Le vivant est inauguration renversant l’ordre du rapport entre matière et forme : si dans les objets sans vie, la distinction n’est pas pertinente, les vivants inaugurent un mode à être où la forme prévaut sur la matière tout en restant dans une dépendance vis-à-vis d’elle. C’est l’accroissement de cette dépendance réciproque qui permet de dégager des seuils au sein du vivant. Plus la forme et la matière entretiennent une relation de dépendance stricte plus la liberté, paradoxalement, se développe. Ainsi des seuils émergent au sein du vivant, seuils qui à chaque fois augmentent la dépendance en même temps que la liberté. Par la spécification du vivant comme métabolisme, Jonas s’inscrit dans une perspective continuiste du vivant, à savoir qu’il y a un prolongement traversant la vie dans son ensemble. Pourtant l’idée de seuil laisse une place pour penser la rupture anthropologique. La question est alors de savoir dans quelle mesure l’humain s’approprie l’inscription métabolique pour lui donner une torsion particulière.

 

La déhiscence anthropologique :

La torsion anthropique de la vie :

Le métabolisme permet de penser la vie comme corrélationnisme exigeant dont la tendance au conatus refuse toute perspective cumulative au profit d’un conservatisme. Si la matière est identité tautologique de type A=A, la vie est identité métabolique. Les deux ont en commun un certain conservatisme même si pour la vie ce dernier est d’ordre dynamique. Au sein de cette dynamique conservatrice qu’est la vie, l’homme inaugure un tournant radical qui apparaît comme éclatement de la vie en son sein. Parler d’éclatement revient à faire droit à la notion de seuil inhérente au vivant dont nous avons parlé plus haut. Cet éclatement ou ce surgissement de l’homme au sein de la vie inaugure un accroissement de la liberté en même temps que de la dépendance. En effet, nous avons vu que le passage de seuil au sein du vivant se produit sous forme d’une déhiscence conciliant un accroissement de liberté en même tant que de dépendance. Pour le dire autrement, si l’animal est son corps, l’homme a son corps, il possède une charge supplémentaire par rapport à l’animal. Cette charge consiste en une plus grande liberté dont l’envers est une plus grande dépendance ; l’à-être de l’homme est bien plus profond que celui de l’animal. Il faut ici faire attention car, si l’homme a bien à-être, cela ne veut pas dire qu’il n’est pas actuellement authentique. L’à-être de l’homme ne correspond pas à une caractéristique historique (ou pas seulement) mais pleinement anthropologique. L’inscription de l’à-être au niveau anthropologique revient à soutenir que, certes l’homme est ambivalent mais que cette ambivalence est nécessaire et non contingente comme le voudrait une pensée utopique. Pour l’utopie, l’à-être signifie que l’homme n’est pas encore hic et nunc et que lorsque les conditions historico-économiques seront réunies, il perdra son ambivalence. Pour Jonas, l’ambivalence est le fait anthropologique même, c’est-à-dire qu’il n’y a pas de jeu historique entre une plus ou moins grande authenticité. Dès lors que l’homme émerge, une ambivalence émerge, voire c’est l’ambivalence qui fait émerger l’homme. En tant qu’inséparable de la condition humaine, il est possible de pousser un peu plus loin Jonas et de confondre humanité et ambivalence.

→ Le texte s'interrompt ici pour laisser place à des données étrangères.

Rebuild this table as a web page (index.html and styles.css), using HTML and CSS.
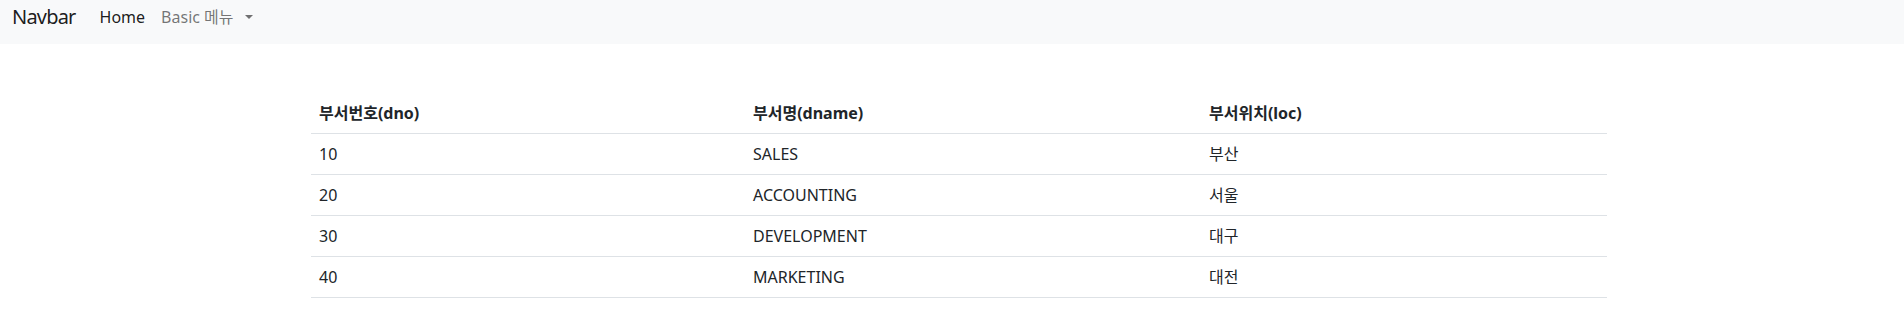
FILE: index.html
```html
<!DOCTYPE html>
<html lang="ko">
<head>
<meta charset="utf-8">
<title>Navbar</title>
<link rel="stylesheet" href="styles.css">
</head>
<body>
<nav class="navbar">
  <a class="brand" href="#">Navbar</a>
  <ul class="nav">
    <li><a class="nav-link active" href="#">Home</a></li>
    <li><a class="nav-link dropdown-toggle" href="#">Basic 메뉴</a></li>
  </ul>
</nav>
<main class="container">
  <table class="table">
    <thead>
      <tr>
        <th class="col-dno">부서번호(dno)</th>
        <th class="col-dname">부서명(dname)</th>
        <th class="col-loc">부서위치(loc)</th>
      </tr>
    </thead>
    <tbody>
      <tr><td>10</td><td>SALES</td><td>부산</td></tr>
      <tr><td>20</td><td>ACCOUNTING</td><td>서울</td></tr>
      <tr><td>30</td><td>DEVELOPMENT</td><td>대구</td></tr>
      <tr><td>40</td><td>MARKETING</td><td>대전</td></tr>
    </tbody>
  </table>
</main>
</body>
</html>
```
FILE: styles.css
```css
* { box-sizing: border-box; }
html, body { margin: 0; padding: 0; }
body {
  font-family: "Noto Sans", "Noto Sans CJK KR", sans-serif;
  font-size: 16px;
  line-height: 1.5;
  color: #212529;
  background: #fff;
}
a { text-decoration: none; }
.navbar {
  display: flex;
  align-items: center;
  height: 44px;
  padding: 2px 12px 12px;
  background: #f8f9fa;
}
.brand {
  font-size: 20px;
  line-height: 30px;
  letter-spacing: -0.8px;
  color: rgba(0,0,0,.9);
  margin-right: 16px;
}
.nav {
  display: flex;
  list-style: none;
  margin: 0;
  padding: 0;
}
.nav-link {
  display: block;
  padding: 0 8px;
  color: rgba(0,0,0,.55);
  line-height: 24px;
}
.nav-link.active { color: rgba(0,0,0,.9); }
.dropdown-toggle::after {
  content: "";
  display: inline-block;
  margin-left: 11px;
  vertical-align: .255em;
  border-top: .3em solid;
  border-right: .3em solid transparent;
  border-left: .3em solid transparent;
  border-bottom: 0;
}
.container {
  width: 1296px;
  margin: 49px 0 0 311px;
}
.table {
  width: 100%;
  border-collapse: collapse;
}
.table th, .table td {
  padding: 8px;
  text-align: left;
  border-bottom: 1px solid #dee2e6;
  vertical-align: top;
}
.table th { font-weight: 700; }
.col-dno { width: 434px; }
.col-dname { width: 456px; }
.col-loc { width: 406px; }
```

« La vérité toute simple, ni exaltante ni accablante, mais qui réclame toutefois une obéissance respectueuse, est que « l’homme authentique » existe depuis toujours – avec ses hauts et ses bas, sa grandeur et sa misère, son bonheur et ses tourments, sa justification et sa culpabilité – bref, dans toute son ambivalence qui est inséparable de lui. »

 

Ambivalence et responsabilité :

Le passage du seuil humain doit alors être pensé comme celui de la morale. En tant que l’homme n’est pas son corps mais qu’il l’a, il inaugure une rupture ontologique qui est en même temps charge vis-à-vis de soi-même et plus largement des autres. Puisqu’il est le seul être pleinement séparé et à la source de son propre pouvoir, l’homme doit assumer une plus forte responsabilité. La vie en lui ne se donne pas comme chez l’animal mais doit se faire. Si le métabolisme repose sur une réaffirmation continuelle de la vie par le besoin, la liberté humaine est prise en charge de cette vie même (dont le refus est toujours l’ombre possible). La liberté humaine inaugure le stade de la morale. Il y va alors d’une oscillation entre bien et mal et non plus entre menace et attraction comme au niveau purement métabolique. Cette oscillation permet de penser l’homme comme une pure possibilité dont la puissance s’est accrue avec le temps et le développement de la technique et qui est l’envers d’une responsabilité.

« Si donc la nature inédite de notre agir réclame une éthique de la responsabilité à long terme, commensurable à la portée de notre pouvoir, alors elle réclame (…) l’humilité qu’exige la grandeur excessive de notre pouvoir qui est un excès de notre pouvoir de faire sur notre pouvoir de prévoir et sur notre pouvoir d’évaluer et de juger. »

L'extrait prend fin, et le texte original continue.